5. Но если мы взыскуем большего и желаем установить, каким образом история впервые кристаллизовалась в свою форму, то обнаружим, что ведомы обратно к одному или другому из двух источников – либо к подлинным историческим событиям, представленным причудливыми второстепенными персонажами, их олицетворяющими, или же к естественным явлениям, в которые сила воображения точно так же вдохнула жизнь – как правило, в той или иной степени под влиянием страха.
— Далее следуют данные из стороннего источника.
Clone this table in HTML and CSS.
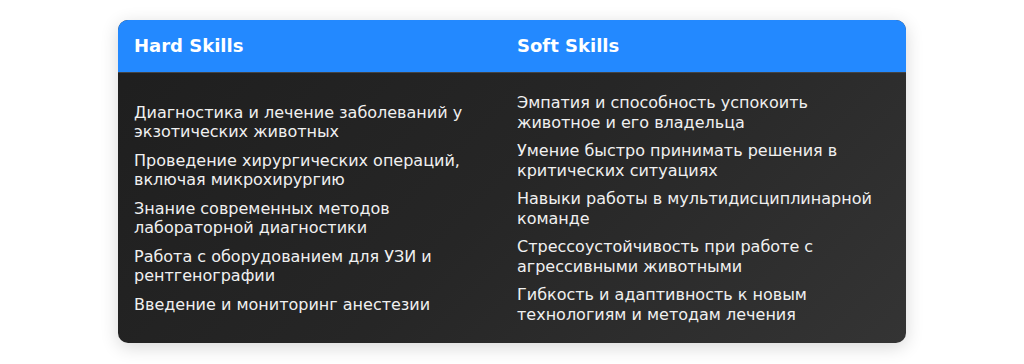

Оставим исторические мифы историкам; поскольку и сами мифы, и события, ими отражаемые, составляют часть великой, хотя привлекательной и постижимой, тайны. Но звезды, холмы и бури и посейчас с нами, как некогда пребывали с нашими предками; и довольно лишь взглянуть на них тем по-детски неискушенным взглядом, каким смотрели предки, чтобы понять первые слова, сказанные о них детьми человеческими; и тогда во всех мифах, самых прекрасных и долговечных, мы найдем не только историю подлинного лица – не только параллельный ей нравственный принцип, олицетворенный в образе, – но и положенный в основу мифа культ природных явлений, из коего оба произросли и в коем навечно укоренены. Так, из реального солнца, восходящего и заходящего, из реальной атмосферы, спокойной в своем царстве негаснущей синевы и яростной посреди нисходящей бури, древний грек прежде всего выводит идею о двух богах, вполне наделенных личными чертами и телом: члены их облечены божественной плотью, а чело исполнено божественной красоты; однако они настолько реальны, что на плече у них погромыхивает колчан и под их весом колесница прогибается. С другой стороны, параллельно с этими телесными образами, не отделяясь от них ни на мгновение, древний грек представляет еще и две вездесущие духовные силы – одна, подобно солнцу, освещает непрестанным светом всё, что в человечестве есть сведущего и мудрого; и другая, подобно живому воздуху, вдыхает спокойствие божественной стойкости и силу праведного гнева в сердце каждого, кто чист и отважен.